July natural gas is expected to open a penny higher Thursday morning at $4.67 as traders hone their short-term trading algorithms and prepare for a government storage report that is expected to continue the trend of triple-digit inventory builds. Overnight oil markets were mixed.
Traders will be taking a close look at Thursday's storage report for signs of just what impact recent elevated temperatures have had on the rate of storage builds. Last year, 92 Bcf was injected, and the five-year average is for 87 Bcf. Credit Suisse is expecting an increase of 109 Bcf, and Bentek Energy calculates a 110 Bcf injection. A Reuters poll of 22 traders and analysts revealed an estimated 110 Bcf average with a range of 101 Bcf to 115 Bcf.
Others are a little higher. "[E]stimates we've seen so far suggest expectations are centering somewhere in the 107-110 Bcf range, a bit below our model's 112 Bcf forecast but still bearish compared to the 87 Bcf five-year average for the week ended June 13," said Tim Evans of Citi Futures Perspective."
Bentek sees a large component of the robust build as being due to lower demand. "Demand decreased by 8 Bcf from the previous week, driven largely by a drop in power burn, which declined by an average of 1.2 Bcf/d for a total of 8.8 Bcf through the week," the firm said in a report. "Total supply noted a decline of 3 Bcf, driven by a decline of 3 Bcf in Canadian imports and 1 Bcf from production. Of the decrease in the power sector, a majority of the dip occurred in the Producing Region, where sample injections at facilities such as Pine Prairie have remained strong."
Eastern storage facilities continue to sock it away. "Further robust builds throughout the East Region have continued to prop up the daily storage range's midpoint in the triple digits. A lack of demand in the Northeast has allowed regional fields to post strong injections over the past week. Week-over-week, [and]...builds in the East Region are 3.0 Bcf higher, led by facilities such as ANR, Dominion and NGPL," Bentek said.
That decrease in demand will most likely not be in play for next week's storage report.
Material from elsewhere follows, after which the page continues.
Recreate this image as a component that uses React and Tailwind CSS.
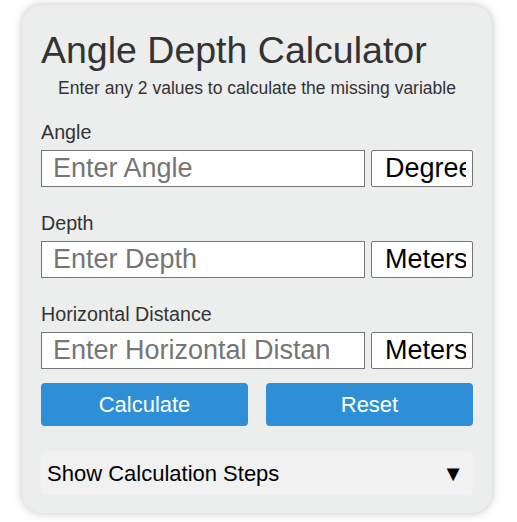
import { useState } from "react";

const fields = [
  { id: "angle", label: "Angle", placeholder: "Enter Angle", unit: "Degrees" },
  { id: "depth", label: "Depth", placeholder: "Enter Depth", unit: "Meters" },
  {
    id: "distance",
    label: "Horizontal Distance",
    placeholder: "Enter Horizontal Distance",
    unit: "Meters",
  },
];

export default function App() {
  const [values, setValues] = useState({ angle: "", depth: "", distance: "" });
  const [open, setOpen] = useState(false);

  const reset = () => setValues({ angle: "", depth: "", distance: "" });

  return (
    <div className="min-h-screen bg-white font-['Liberation_Sans',Arial,sans-serif]">
      <div className="ml-[22px] pt-[5px]">
        <div className="w-[470px] rounded-[20px] bg-[#eceded] px-[19px] pt-[24px] pb-[18px] shadow-[0_0_9px_rgba(0,0,0,0.25)]">
          <h1 className="text-[37.5px] leading-[42px] text-[#333333]">Angle Depth Calculator</h1>
          <p className="mt-[7px] text-center text-[17.5px] leading-[20px] text-[#333333]">
            Enter any 2 values to calculate the missing variable
          </p>

          <div className="mt-[23px] flex flex-col gap-[25px]">
            {fields.map((f) => (
              <div key={f.id}>
                <label className="block text-[19.7px] leading-[22px] text-[#333333]">{f.label}</label>
                <div className="mt-[7px] flex gap-[6px]">
                  <input
                    type="text"
                    value={values[f.id]}
                    onChange={(e) => setValues((p) => ({ ...p, [f.id]: e.target.value }))}
                    placeholder={f.placeholder}
                    className="h-[37px] w-[324px] border border-[#767676] bg-white pl-[11px] pr-[35px] text-[27px] text-black placeholder:text-[#757575] outline-none"
                  />
                  <div className="h-[37px] w-[102px] whitespace-nowrap rounded-[2px] border border-[#767676] bg-white pl-[13px] pr-[6px] text-[27px] leading-[35px] text-black">
                    <div className="overflow-hidden">{f.unit}</div>
                  </div>
                </div>
              </div>
            ))}
          </div>

          <div className="mt-[14px] flex gap-[18px]">
            <button className="h-[43px] flex-1 rounded-[4px] bg-[#2e8fd6] text-[22px] text-white">Calculate</button>
            <button
              onClick={reset}
              className="h-[43px] flex-1 rounded-[4px] bg-[#2e8fd6] text-[22px] text-white"
            >
              Reset
            </button>
          </div>

          <button
            onClick={() => setOpen(!open)}
            className="mt-[25px] flex h-[44px] w-full items-center justify-between rounded-[5px] bg-[#f1f1f1] pl-[6px] pr-[9px] text-[22px] text-black"
          >
            <span>Show Calculation Steps</span>
            <span>▼</span>
          </button>
        </div>
      </div>
    </div>
  );
}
The National Weather Service (NWS) predicts elevated levels of cooling requirements in key population centers. For the week ended June 21, NWS forecasts that New England will see 49 cooling degree days (CDD), well ahead of normal by 33. The Mid-Atlantic is anticipated to endure 62 CDD, or 32 more than normal, and the Midwest from Ohio to Wisconsin is likely to experience 76 CDD, or 39 more than its normal seasonal tally.
WeatherBELL Analytics in its Thursday morning 20-day forecast sees a sequence of oscillations between warmth and cooling. Joe Bastardi in reviewing the JMA (Japan Meteorological Association) model said, "JMA through mid-July is not looking like its monthly, though a trough reforms near the East Coast for Weeks three and four. It's a two-week segment, so it may be heading back toward its monthly idea.
"Summer El Nino response [was] not there on the CFSv2 [National Weather Service Climate Forecast System] [and] ENSO 3.4 cooling may be leading to decreased model skill." Transient weather patterns may be in the making. Bastardi said week one is represented by cooling, but he calls warming in week two "over the top". Week three is expected to begin a new cooling phase. "Pattern still wet, with transience still across the U.S.," he said.
In overnight Globex trading July crude oil fell 3 cents to $105.94/bbl and July RBOB gasoline continued its recent gains adding a penny to $3.1115/gal.